Once Tommy Pham couldn't hold onto a foul ball after slamming into the side wall in right field in a chance to steal a second out for Chris Flexen, the slow slide began in earnest. Randal Grichuk took advantage of his second life with a double left of center to put runners on second and third, a walk to Suárez loaded the bases, and Barnhart's single on a thigh-high 91 mph four-seamer scored two, giving Arizona a lead it wouldn't relinquish.

In the third, Joc Pederson got a four-step jump on Flexen for an easy steal, and Korey Lee's attempt to cut him down wound up in center field. Pederson advanced to third, and although Flexen struck out Christian Walker to approach the possibility of stranding the runner, Lourdes Gurriel Jr. shot a single through the middle making it 3-1.

An inning later, Flexen gave up a 3-0 homer to Suárez, then consecutive singles. Paul DeJong was able to steal an out by cutting Luis Robert Jr.'s throw to third and catching Gerardo Perdomo between first and second.

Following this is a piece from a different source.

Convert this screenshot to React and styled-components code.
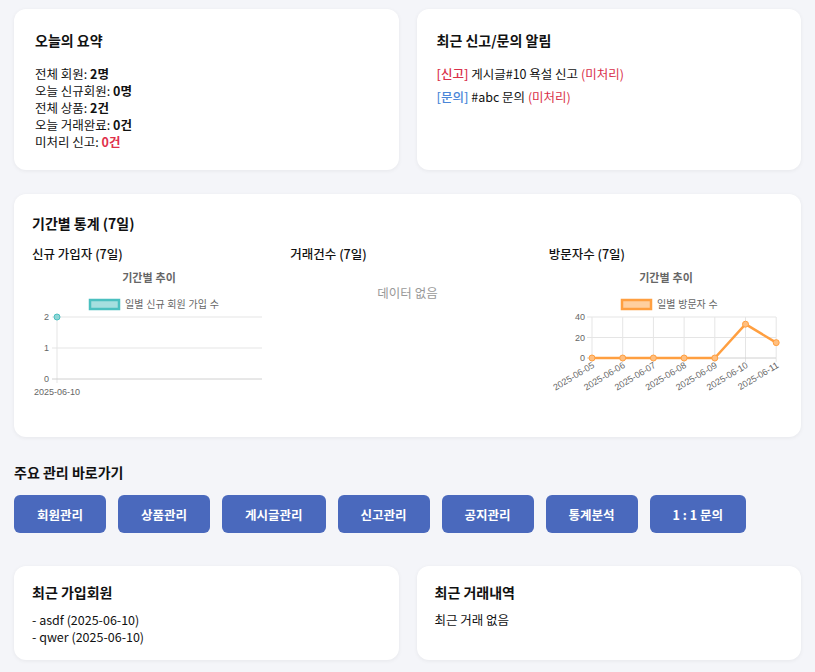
import styled, { createGlobalStyle } from "styled-components";

const GlobalStyle = createGlobalStyle`
  body {
    margin: 0;
    background: #f4f5f9;
    font-family: "Noto Sans CJK KR", "Noto Sans", sans-serif;
    color: #111;
  }
`;

const Page = styled.div`
  padding: 9px 14px 12px;
`;

const Row = styled.div`
  display: grid;
  grid-template-columns: 1fr 1fr;
  gap: 18px;
  margin-bottom: ${(props) => props.$mb || 0}px;
`;

const Card = styled.div`
  background: #fff;
  border-radius: 12px;
  box-shadow: 0 1px 4px rgba(0, 0, 0, 0.06);
  padding: ${(props) => props.$pad || "20px 18px"};
  min-height: ${(props) => props.$minH || 0}px;
  box-sizing: border-box;
  margin-bottom: ${(props) => props.$mb || 0}px;
`;

const Title = styled.h3`
  margin: 0 0 ${(props) => (props.$mb !== undefined ? props.$mb : 14)}px;
  font-size: 14px;
  font-weight: 700;
  line-height: 22px;
`;

const Line = styled.div`
  font-size: 12.5px;
  line-height: 17px;
`;

const Alert = styled.div`
  font-size: 12.5px;
  line-height: 17px;
  margin-bottom: 6px;
`;

const Tag = styled.span`
  color: ${(props) => (props.$blue ? "#4a86d8" : "#d9304a")};
  font-weight: 500;
`;

const Status = styled.span`
  color: #d9304a;
`;

const Strong = styled.b`
  color: ${(props) => (props.$red ? "#e0304b" : "#111")};
`;

const Columns = styled.div`
  display: grid;
  grid-template-columns: repeat(3, 1fr);
  gap: 24px;
`;

const ColTitle = styled.div`
  font-size: 12.5px;
  font-weight: 500;
  line-height: 18px;
  margin-bottom: 3px;
`;

const Empty = styled.div`
  text-align: center;
  color: #999;
  font-size: 12.5px;
  margin-top: 20px;
`;

const SectionTitle = styled.h3`
  margin: 0 0 12px;
  font-size: 14px;
  font-weight: 700;
  line-height: 22px;
`;

const Buttons = styled.div`
  display: flex;
  gap: 12px;
  margin-bottom: 33px;
`;

const Btn = styled.button`
  background: #4a69bd;
  color: #fff;
  border: none;
  border-radius: 6px;
  height: 38px;
  padding: 0 23px;
  font-family: inherit;
  font-size: 12.5px;
  font-weight: 700;
  cursor: pointer;
`;

const CHART_FONT = `"Liberation Sans", "Noto Sans CJK KR", sans-serif`;

const ChartHead = ({ cx, label, boxX, textX, stroke, fill }) => (
  <g fontFamily={CHART_FONT}>
    <text x={cx} y={16} textAnchor="middle" fontSize="11" fontWeight="700" fill="#666">
      기간별 추이
    </text>
    <rect x={boxX} y={34} width={29} height={9} fill={fill} stroke={stroke} strokeWidth="2.5" />
    <text x={textX} y={42} fontSize="10" fill="#666">
      {label}
    </text>
  </g>
);

const SignupChart = () => (
  <svg width="233" height="135" style={{ display: "block" }}>
    <ChartHead cx={117} label="일별 신규 회원 가입 수" boxX={58} textX={93} stroke="#4bc0c0" fill="#a5dfdf" />
    <g stroke="#e5e5e5" strokeWidth="1">
      <line x1="20" y1="51" x2="230" y2="51" />
      <line x1="20" y1="82" x2="230" y2="82" />
      <line x1="25" y1="51" x2="25" y2="117" />
    </g>
    <line x1="20" y1="113" x2="230" y2="113" stroke="#d0d0d0" />
    <g fontFamily={CHART_FONT} fontSize="9" fill="#666" textAnchor="end">
      <text x="17" y="54">2</text>
      <text x="17" y="85">1</text>
      <text x="17" y="116">0</text>
    </g>
    <text x="25" y="129" fontFamily={CHART_FONT} fontSize="9" fill="#666" textAnchor="middle">
      2025-06-10
    </text>
    <circle cx="25" cy="51" r="3" fill="#8fd6d6" stroke="#4bc0c0" />
  </svg>
);

const visits = [0, 0, 0, 0, 0, 33, 15];
const dates = ["2025-06-05", "2025-06-06", "2025-06-07", "2025-06-08", "2025-06-09", "2025-06-10", "2025-06-11"];

const VisitChart = () => {
  const x0 = 43;
  const step = 30.7;
  const yOf = (v) => 92 - (v * 41) / 40;
  const pts = visits.map((v, i) => `${x0 + i * step},${yOf(v)}`).join(" ");
  return (
    <svg width="233" height="135" style={{ display: "block" }}>
      <ChartHead cx={117} label="일별 방문자 수" boxX={73} textX={108} stroke="#ff9f40" fill="#ffcf9f" />
      <g stroke="#e5e5e5" strokeWidth="1">
        <line x1={x0 - 5} y1="51" x2="227" y2="51" />
        <line x1={x0 - 5} y1="71.5" x2="227" y2="71.5" />
        {visits.map((_, i) => (
          <line key={i} x1={x0 + i * step} y1="51" x2={x0 + i * step} y2="96" />
        ))}
      </g>
      <line x1={x0 - 5} y1="92" x2="227" y2="92" stroke="#d0d0d0" />
      <g fontFamily={CHART_FONT} fontSize="9" fill="#666" textAnchor="end">
        <text x="36" y="54">40</text>
        <text x="36" y="75">20</text>
        <text x="36" y="95">0</text>
      </g>
      <polyline points={pts} fill="none" stroke="#ff9f40" strokeWidth="2.5" strokeLinejoin="round" />
      {visits.map((v, i) => (
        <circle key={i} cx={x0 + i * step} cy={yOf(v)} r="3" fill="#ffbf80" stroke="#ff9f40" />
      ))}
      <g fontFamily={CHART_FONT} fontSize="9" fill="#666" textAnchor="end">
        {dates.map((d, i) => (
          <text key={d} transform={`translate(${x0 + i * step + 3},${101}) rotate(-31)`}>
            {d}
          </text>
        ))}
      </g>
    </svg>
  );
};

const App = () => (
  <Page>
    <GlobalStyle />
    <Row $mb={24}>
      <Card $minH={161} $pad="20px 21px">
        <Title>오늘의 요약</Title>
        <Line>
          전체 회원: <Strong>2명</Strong>
        </Line>
        <Line>
          오늘 신규회원: <Strong>0명</Strong>
        </Line>
        <Line>
          전체 상품: <Strong>2건</Strong>
        </Line>
        <Line>
          오늘 거래완료: <Strong>0건</Strong>
        </Line>
        <Line>
          미처리 신고: <Strong $red>0건</Strong>
        </Line>
      </Card>
      <Card $minH={161} $pad="20px 20px">
        <Title>최근 신고/문의 알림</Title>
        <Alert>
          <Tag>[신고]</Tag> 게시글#10 욕설 신고 <Status>(미처리)</Status>
        </Alert>
        <Alert>
          <Tag $blue>[문의]</Tag> #abc 문의 <Status>(미처리)</Status>
        </Alert>
      </Card>
    </Row>

    <Card $minH={243} $mb={24} $pad="18px 18px">
      <Title $mb={11}>기간별 통계 (7일)</Title>
      <Columns>
        <div>
          <ColTitle>신규 가입자 (7일)</ColTitle>
          <SignupChart />
        </div>
        <div>
          <ColTitle>거래건수 (7일)</ColTitle>
          <Empty>데이터 없음</Empty>
        </div>
        <div>
          <ColTitle>방문자수 (7일)</ColTitle>
          <VisitChart />
        </div>
      </Columns>
    </Card>

    <SectionTitle>주요 관리 바로가기</SectionTitle>
    <Buttons>
      {["회원관리", "상품관리", "게시글관리", "신고관리", "공지관리", "통계분석", "1 : 1 문의"].map((b) => (
        <Btn key={b}>{b}</Btn>
      ))}
    </Buttons>

    <Row>
      <Card $minH={94} $pad="15px 18px">
        <Title $mb={8}>최근 가입회원</Title>
        <Line>- asdf (2025-06-10)</Line>
        <Line>- qwer (2025-06-10)</Line>
      </Card>
      <Card $minH={94} $pad="15px 18px">
        <Title $mb={8}>최근 거래내역</Title>
        <Line>최근 거래 없음</Line>
      </Card>
    </Row>
  </Page>
);

export default App;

The gift out didn't help, because Corbin Carroll's chopper deflected off the mitt of a leaping Andrew Vaughn to make it 5-1. A subsequent walk ended Flexen's night, but Michael Soroka's attempt to pick off Corbin bounced off the runner himself into center field, setting up another run-scoring bouncer for Pederson and a 6-1 lead.

Pederson then made it 7-1 in his next trip, hitting a homer that Soroka briefly appeared to celebrate.

Soroka served his main purpose of getting the game to the eighth, and Jared Shuster handled that inning without issue to spare whatever constitutes the high-leverage sector of the bullpen for an evening.

Bullet points:

*Pham winced quite a bit after his run-in with the wall, but remained in the game. He finished 1-for-4 with a strikeout.

*Benintendi's average is back over .200 after going 2-for-2 with a walk. Danny Mendick pinch-hit for him to close it out.

*The White Sox were 1-for-9 with runners in scoring position, or 0-for-8 after Lopez's single.